Linear regression is a beatiful tool, but with two drawbacks: 1. You have to decide when to stop redrawing it. 2. It’s not that commonly used by traders, which means that it’s less of a self fulfilling profecy than eg fibonaccis or S/R lines

I guess that’s where i am right now. It’s been a lot of fun and I’ve learned a lot. So far I’ve not lost a cent nor have I made one. I’m still on demo and that’s where I’ll remain until I feel I’m ready to put hard earned money on the line.

Most beginners probably never get to the “price action” level in learning. They get stuck on some “when this crosses that, do X” system, or even worse they buy some robot like FAPTurbo and think that they’re gonna get rich quick. The only one getting rich is of course the guy selling the robot.

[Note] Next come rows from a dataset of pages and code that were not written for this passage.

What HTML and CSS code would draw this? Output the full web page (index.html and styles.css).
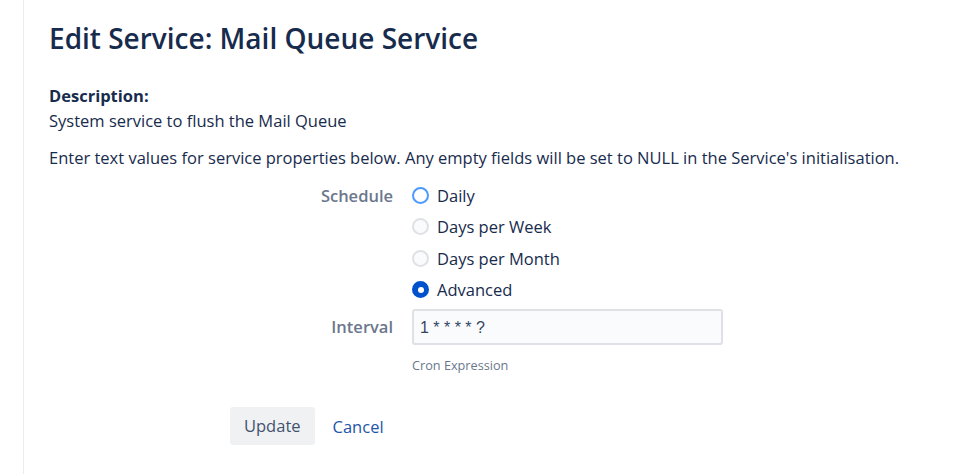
FILE: index.html
```html
<!DOCTYPE html>
<html lang="en">
<head>
<meta charset="utf-8">
<title>Edit Service: Mail Queue Service</title>
<link rel="stylesheet" href="styles.css">
</head>
<body>
<div class="page">
  <h1 class="title">Edit Service: Mail Queue Service</h1>
  <p class="desc-label">Description:</p>
  <p class="desc-text">System service to flush the Mail Queue</p>
  <p class="intro">Enter text values for service properties below. Any empty fields will be set to NULL in the Service's initialisation.</p>
  <form class="form">
    <div class="field-row">
      <div class="label label-schedule">Schedule</div>
      <div class="radios">
        <label class="radio"><span class="dot dot-focus"></span><span>Daily</span></label>
        <label class="radio"><span class="dot"></span><span>Days per Week</span></label>
        <label class="radio"><span class="dot"></span><span>Days per Month</span></label>
        <label class="radio"><span class="dot dot-checked"></span><span>Advanced</span></label>
      </div>
    </div>
    <div class="field-row field-interval">
      <div class="label label-interval">Interval</div>
      <div class="field">
        <div class="input">1 * * * * ?</div>
        <div class="hint">Cron Expression</div>
      </div>
    </div>
    <div class="buttons">
      <span class="btn">Update</span>
      <a class="cancel">Cancel</a>
    </div>
  </form>
</div>
</body>
</html>
```
FILE: styles.css
```css
html, body {
  margin: 0;
  padding: 0;
  background: #ffffff;
}
body {
  font-family: "Open Sans", "Noto Sans", sans-serif;
  color: #172b4d;
  font-size: 16.5px;
}
.page {
  margin-left: 23px;
  border-left: 1px solid #ebecf0;
  min-height: 474px;
  padding: 20px 0 0 25px;
  box-sizing: border-box;
}
.title {
  margin: 0;
  font-size: 28px;
  line-height: 36px;
  font-weight: 600;
  color: #172b4d;
}
.desc-label {
  margin: 28px 0 0;
  font-weight: 700;
  line-height: 24px;
}
.desc-text {
  margin: 1px 0 0;
  line-height: 24px;
}
.intro {
  margin: 13px 0 0;
  line-height: 24px;
}
.form {
  margin-top: 10px;
}
.field-row {
  display: grid;
  grid-template-columns: 344px 1fr;
  column-gap: 19px;
}
.label {
  text-align: right;
  color: #6b778c;
  font-weight: 600;
  line-height: 31px;
}
.label-schedule {
  line-height: 32px;
}
.radios {
  display: flex;
  flex-direction: column;
}
.radio {
  display: flex;
  align-items: center;
  gap: 8px;
  height: 31.3px;
}
.dot {
  width: 13px;
  height: 13px;
  border-radius: 50%;
  border: 2px solid #dfe1e6;
  background: #fafbfc;
  flex: none;
}
.dot-focus {
  border-color: #4c9aff;
  background: #ffffff;
}
.dot-checked {
  border-color: #0052cc;
  background: #0052cc;
  position: relative;
}
.dot-checked::after {
  content: "";
  position: absolute;
  left: 3.5px;
  top: 3.5px;
  width: 6px;
  height: 6px;
  border-radius: 50%;
  background: #ffffff;
}
.field-interval {
  margin-top: 4px;
}
.label-interval {
  line-height: 36px;
}
.input {
  width: 301px;
  height: 32px;
  border: 2px solid #dfe1e6;
  border-radius: 3px;
  background: #fafbfc;
  line-height: 34px;
  padding-left: 6px;
  color: #344563;
  font-family: "Liberation Sans", Arial, sans-serif;
  font-size: 16px;
}
.hint {
  margin-top: 12px;
  font-size: 12.7px;
  line-height: 16px;
  color: #6b778c;
}
.buttons {
  margin-top: 34px;
  margin-left: 181px;
  display: flex;
  align-items: center;
  gap: 18px;
}
.btn {
  display: inline-block;
  background: #f0f1f3;
  color: #42526e;
  border-radius: 3px;
  height: 38px;
  line-height: 38px;
  padding: 0 14px;
  font-size: 16.5px;
}
.cancel {
  color: #2355a6;
  font-size: 16.5px;
}
```
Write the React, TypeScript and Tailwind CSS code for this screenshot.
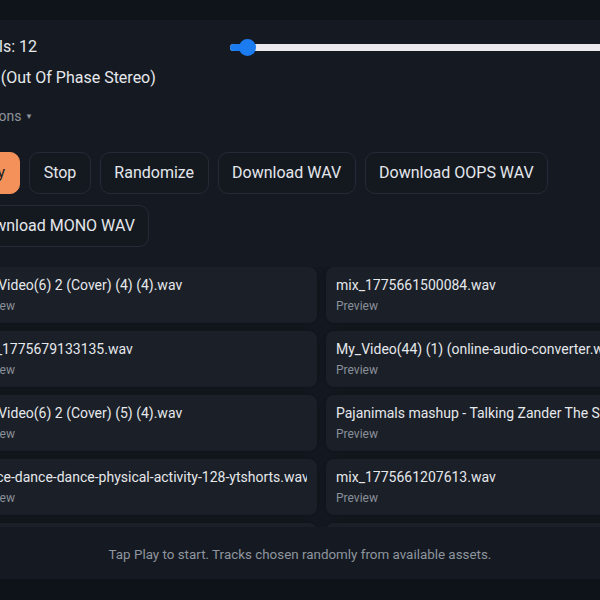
const tracks = [
  "My_Video(6) 2 (Cover) (4) (4).wav",
  "mix_1775661500084.wav",
  "mix_1775679133135.wav",
  "My_Video(44) (1) (online-audio-converter.wav).wav",
  "My_Video(6) 2 (Cover) (5) (4).wav",
  "Pajanimals mashup - Talking Zander The Sheep.wav",
  "dance-dance-dance-physical-activity-128-ytshorts.wav",
  "mix_1775661207613.wav",
  "My_Video(12) (Cover).wav",
  "mix_1775660931522.wav",
];

const Slider = () => (
  <div className="relative w-[407px] h-[18px] flex items-center">
    <div className="h-[7px] w-full rounded-full bg-[#e9e9ee]" />
    <div className="absolute left-0 top-[5.5px] h-[7px] w-[18px] rounded-l-full bg-[#1b7cf2]" />
    <div className="absolute left-[9px] top-[0.5px] h-[17px] w-[17px] rounded-full bg-[#1b7cf2]" />
  </div>
);

const Button = ({ label, primary }: { label: string; primary?: boolean }) => (
  <button
    className={
      primary
        ? "h-[42px] px-[14px] rounded-[10px] bg-[#f4915b] text-[#1b1d22] text-base border border-[#f4915b]"
        : "h-[42px] px-[13.5px] rounded-[10px] bg-[#141920] text-[#e4e7ec] text-base border border-[#242b36]"
    }
  >
    {label}
  </button>
);

export default function App() {
  return (
    <div
      className="w-[600px] h-[600px] overflow-hidden bg-[#0e1219]"
      style={{ fontFamily: "Roboto, 'Liberation Sans', sans-serif" }}
    >
      <div className="h-[20px] bg-[#0f141b]" />
      <div className="-ml-[53px] w-[706px] bg-[#151a22] px-[16px] pt-[15px] pb-[14px]">
        <div className="flex items-center">
          <span className="text-base leading-6 text-[#e6e8eb]">Vocals: 12</span>
          <div className="ml-auto">
            <Slider />
          </div>
        </div>
        <div className="mt-[7px] ml-[8px] text-base leading-6 text-[#e6e8eb]">Mix (Out Of Phase Stereo)</div>
        <div className="mt-[16px] ml-[10px] text-sm leading-5 text-[#8d939c]">
          Options <span className="text-[8px] align-middle">▼</span>
        </div>
        <div className="mt-[25px] -ml-[3px] flex flex-wrap gap-x-[9px] gap-y-[11px]">
          <Button label="Play" primary />
          <Button label="Stop" />
          <Button label="Randomize" />
          <Button label="Download WAV" />
          <Button label="Download OOPS WAV" />
          <Button label="Download MONO WAV" />
        </div>
        <div className="mt-[20px] h-[260px] overflow-hidden">
          <div className="grid grid-cols-[354px_354px] gap-x-[9px] gap-y-[8px]">
            {tracks.map((t) => (
              <div
                key={t}
                className="h-[56px] rounded-lg bg-[#1a1f28] px-[10px] pt-[8px] shadow-[0_0_8px_rgba(0,0,0,0.35)]"
              >
                <div className="text-sm leading-5 text-[#e6e8eb] whitespace-nowrap overflow-hidden">{t}</div>
                <div className="mt-[3px] text-xs leading-4 text-[#8a9099]">Preview</div>
              </div>
            ))}
          </div>
        </div>
        <p className="mt-[18px] text-center text-[13.4px] leading-5 text-[#8f959e]">
          Tap Play to start. Tracks chosen randomly from available assets.
        </p>
      </div>
    </div>
  );
}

I’m trying hard to not do what those 95-99% do, and my guess is that what they don’t do is - put in the hard work of actually learning. So that is what I’ve decided to do. Nothing comes for free in life and with the possible rewards in trading, I’m willing to work and study hard for a future in it. Read everything you can get your hands on, most will be placed in the “whatever” department, but a lot of the time you’ll be able to learn something you hadn’t thought of before. There are many books on trading and I suggest reading as much as possible.

Most are not investing real effort, which is why they fail.
It’s like in school - if you’re at least average intelligence you can glide through classes, but if you do, you will never excel in anything. Only hard work produces winners, unless you’re one of those one in a million naturals. I know I’m not, so for me it’s going to take many more hours yet.

I’ve seen that you follow Ken Lee’s thread, so I’m sure that you’re on the right track.If my thread has been able to give you anything, I’m glad.

Best regards

Hi-I am sorry I just saw you already had a thread called My Trading Log did nt want to hijack your name.